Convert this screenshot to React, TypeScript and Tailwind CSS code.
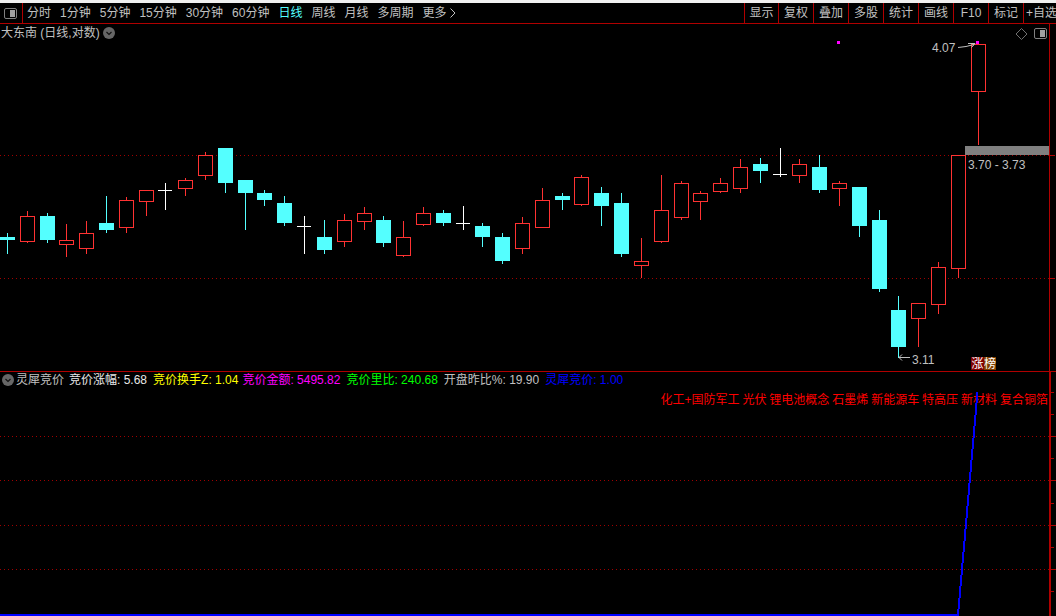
type Candle = [number, "r" | "c" | "w", number, number, number, number];

// x, kind, high, body top, body bottom, low
const candles: Candle[] = [
  [7, "c", 233, 237, 240, 254],
  [27, "r", 211, 216, 241, 243],
  [47, "c", 213, 216, 240, 243],
  [66, "r", 224, 240, 244, 257],
  [86, "r", 221, 233, 248, 254],
  [106, "c", 196, 223, 230, 233],
  [126, "r", 197, 200, 227, 233],
  [146, "r", 190, 190, 201, 216],
  [165, "w", 183, 190, 190, 210],
  [185, "r", 178, 180, 188, 196],
  [205, "r", 152, 155, 175, 180],
  [225, "c", 148, 148, 183, 193],
  [245, "c", 180, 180, 193, 230],
  [264, "c", 190, 193, 200, 206],
  [284, "c", 196, 203, 223, 226],
  [304, "w", 216, 226, 226, 254],
  [324, "c", 220, 237, 250, 254],
  [344, "r", 214, 220, 241, 247],
  [364, "r", 207, 213, 221, 230],
  [383, "c", 216, 220, 243, 247],
  [403, "r", 221, 237, 255, 257],
  [423, "r", 207, 213, 224, 226],
  [443, "c", 210, 213, 223, 226],
  [463, "w", 206, 223, 223, 230],
  [482, "c", 223, 226, 237, 247],
  [502, "c", 233, 237, 261, 264],
  [522, "r", 217, 223, 248, 254],
  [542, "r", 188, 200, 227, 227],
  [562, "c", 193, 196, 200, 210],
  [581, "r", 175, 177, 204, 206],
  [601, "c", 187, 193, 206, 226],
  [621, "c", 193, 203, 254, 257],
  [641, "r", 238, 261, 265, 278],
  [661, "r", 175, 210, 241, 243],
  [681, "r", 181, 183, 217, 220],
  [700, "r", 191, 193, 201, 220],
  [720, "r", 178, 183, 191, 193],
  [740, "r", 159, 167, 188, 193],
  [760, "c", 158, 164, 171, 183],
  [780, "w", 148, 174, 174, 177],
  [799, "r", 159, 164, 175, 183],
  [819, "c", 155, 167, 190, 193],
  [839, "r", 181, 183, 188, 206],
  [859, "c", 187, 187, 226, 237],
  [879, "c", 210, 220, 289, 292],
  [898, "c", 296, 310, 347, 358],
  [918, "r", 303, 303, 318, 347],
  [938, "r", 262, 267, 304, 314],
  [958, "r", 155, 155, 268, 278],
  [978, "r", 44, 44, 91, 145],
];

const periods = ["分时", "1分钟", "5分钟", "15分钟", "30分钟", "60分钟", "日线", "周线", "月线", "多周期"];
const tools: [string, string][] = [
  ["显示", "w-[34px]"],
  ["复权", "w-[35px]"],
  ["叠加", "w-[35px]"],
  ["多股", "w-[35px]"],
  ["统计", "w-[35px]"],
  ["画线", "w-[35px]"],
  ["F10", "w-[35px]"],
  ["标记", "w-[35px]"],
];
const lowerGrid = [436, 480, 525, 569];

const CandleMark = ({ c }: { c: Candle }) => {
  const [x, kind, high, top, bottom, low] = c;
  const px = x + 0.5;
  if (kind === "w") {
    return (
      <g stroke="#ffffff" shapeRendering="crispEdges">
        <line x1={px} x2={px} y1={high} y2={low} />
        <line x1={x - 7} x2={x + 7} y1={top + 0.5} y2={top + 0.5} />
      </g>
    );
  }
  if (kind === "c") {
    return (
      <g shapeRendering="crispEdges">
        <line x1={px} x2={px} y1={high} y2={low} stroke="#54ffff" />
        <rect x={x - 7} y={top} width={15} height={bottom - top} fill="#54ffff" />
      </g>
    );
  }
  return (
    <g stroke="#ff3232" shapeRendering="crispEdges">
      <line x1={px} x2={px} y1={high} y2={top} />
      <line x1={px} x2={px} y1={bottom} y2={low} />
      <rect x={x - 6.5} y={top + 0.5} width={14} height={bottom - top} fill="#000000" />
    </g>
  );
};

const Chevron = () => (
  <svg width="12" height="12" viewBox="0 0 12 12" className="shrink-0">
    <circle cx="6" cy="6" r="6" fill="#666666" />
    <path d="M3.5 5 L6 7.5 L8.5 5" fill="none" stroke="#111111" strokeWidth="1.2" />
  </svg>
);

const PaneToggle = () => (
  <span className="flex h-[11px] w-[13px] justify-end rounded-[2px] border border-[#808080] p-px">
    <span className="h-full w-[5px] bg-[#a0a0a0]" />
  </span>
);

export default function App() {
  return (
    <div
      className="flex h-[616px] w-[1056px] flex-col overflow-hidden bg-black text-[12px] leading-none text-[#c0c0c0]"
      style={{ fontFamily: '"Liberation Sans", "Noto Sans CJK SC", sans-serif' }}
    >
      <div className="h-[3px] shrink-0 bg-[#f0f0f0]" />

      {/* toolbar */}
      <div className="flex h-[21px] shrink-0 items-center border-b border-[#b00000]">
        <div className="flex h-full w-[23px] shrink-0 items-center justify-center border-r border-[#b00000] pr-px">
          <PaneToggle />
        </div>
        <div className="flex items-center gap-[9px] pl-[4px]">
          {periods.map((p) => (
            <span key={p} className={p === "日线" ? "text-[#54ffff]" : ""}>
              {p}
            </span>
          ))}
          <span className="flex items-center gap-[3px]">
            更多
            <svg width="6" height="10" viewBox="0 0 6 10">
              <path d="M0.5 0.5 L5 5 L0.5 9.5" fill="none" stroke="#c0c0c0" />
            </svg>
          </span>
        </div>
        <div className="ml-auto flex h-full">
          {tools.map(([t, w]) => (
            <span key={t} className={`flex h-full items-center justify-center border-l border-[#b00000] ${w}`}>
              {t}
            </span>
          ))}
          <span className="flex h-full w-[33px] items-center overflow-hidden whitespace-nowrap border-l border-[#b00000] pl-[2px]">
            +自选
          </span>
        </div>
      </div>

      {/* panes */}
      <div className="relative flex min-h-0 flex-1 flex-col">
        <div className="relative h-[348px] shrink-0 border-b border-[#b00000]">
          <svg width="1056" height="347" viewBox="0 24 1056 347" className="block">
            <g stroke="#a00000" strokeDasharray="1 3" shapeRendering="crispEdges">
              <line x1="0" x2="1049" y1="155.5" y2="155.5" />
              <line x1="0" x2="1049" y1="278.5" y2="278.5" />
            </g>
            <rect x="965" y="146" width="84" height="9" fill="#808080" />
            {candles.map((c) => (
              <CandleMark key={c[0]} c={c} />
            ))}
            <rect x="837" y="41" width="3" height="3" fill="#ff00ff" />
            <path d="M958 47.5 L966 46.5 L974 44.5 M968 43.5 L975 43.5 L971.5 47.5" fill="none" stroke="#c0c0c0" />
            <rect x="976" y="41" width="3" height="3" fill="#ff00ff" />
            <path d="M899 357.5 L910 357.5 M902 354.5 L899 357.5 L902 360.5" fill="none" stroke="#c0c0c0" />
            <g stroke="#b00000" shapeRendering="crispEdges">
              <line x1="1049.5" x2="1049.5" y1="24" y2="371" />
              <line x1="1050" x2="1055" y1="155.5" y2="155.5" />
              <line x1="1050" x2="1055" y1="278.5" y2="278.5" />
            </g>
            <path d="M1021.5 28.5 L1027 34 L1021.5 39.5 L1016 34 Z" fill="none" stroke="#707070" />
          </svg>

          {/* overlays on the price chart */}
          <div className="absolute left-[1px] top-[3px] flex items-center gap-[3px]">
            <span>大东南 (日线,对数)</span>
            <Chevron />
          </div>
          <div className="absolute left-[1034px] top-[4px]">
            <PaneToggle />
          </div>
          <span className="absolute left-[932px] top-[18px]">4.07</span>
          <span className="absolute left-[968px] top-[135px]">3.70 - 3.73</span>
          <span className="absolute left-[912px] top-[330px]">3.11</span>
          <div className="absolute left-[971px] top-[333px] flex text-white">
            <span className="flex h-[13px] w-[13px] items-center justify-center bg-[#800000]">涨</span>
            <span className="flex h-[13px] w-[12px] items-center justify-center bg-[#804000]">榜</span>
          </div>
        </div>

        <div className="relative min-h-0 flex-1">
          <svg width="1056" height="244" viewBox="0 372 1056 244" className="relative z-10 block">
            <g stroke="#a00000" strokeDasharray="1 3" shapeRendering="crispEdges">
              {lowerGrid.map((y) => (
                <line key={y} x1="0" x2="1049" y1={y + 0.5} y2={y + 0.5} />
              ))}
            </g>
            <rect x="1049" y="372" width="2" height="244" fill="#b00000" />
            <g stroke="#b00000" shapeRendering="crispEdges">
              {lowerGrid.map((y) => (
                <line key={y} x1="1051" x2="1056" y1={y + 0.5} y2={y + 0.5} />
              ))}
              {[392, 414, 458, 503, 547, 591].map((y) => (
                <line key={y} x1="1051" x2="1054" y1={y + 0.5} y2={y + 0.5} />
              ))}
            </g>
            <path d="M0 615 L958 615 L977.5 392" fill="none" stroke="#0000ff" strokeWidth="2" shapeRendering="crispEdges" />
          </svg>

          <div className="absolute left-[2px] top-[2px] flex items-center whitespace-nowrap">
            <Chevron />
            <span className="ml-[2px]">灵犀竞价</span>
            <span className="ml-[5px] text-[#e8e8e8]">竞价涨幅: 5.68</span>
            <span className="ml-[6px] text-[#ffff00]">竞价换手Z: 1.04</span>
            <span className="ml-[4px] text-[#ff00ff]">竞价金额: 5495.82</span>
            <span className="ml-[6px] text-[#00ff00]">竞价里比: 240.68</span>
            <span className="ml-[6px] text-[#c0c0c0]">开盘昨比%: 19.90</span>
            <span className="ml-[6px] text-[#0000ff]">灵犀竞价: 1.00</span>
          </div>
          <div className="absolute right-[8px] top-[22px] whitespace-nowrap text-[#ff0000] [word-spacing:-0.4px]">
            化工+国防军工 光伏 锂电池概念 石墨烯 新能源车 特高压 新材料 复合铜箔
          </div>
        </div>
      </div>
    </div>
  );
}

================================

WHAT TO WORK ON -
Extract the lines exactly, please: the first line of the listing, the line with "number, number, number];", and every line between them, but no pictures.

WRITTEN RESPONSE -
Convert this screenshot to React, TypeScript and Tailwind CSS code.
type Candle = [number, "r" | "c" | "w", number, number, number, number];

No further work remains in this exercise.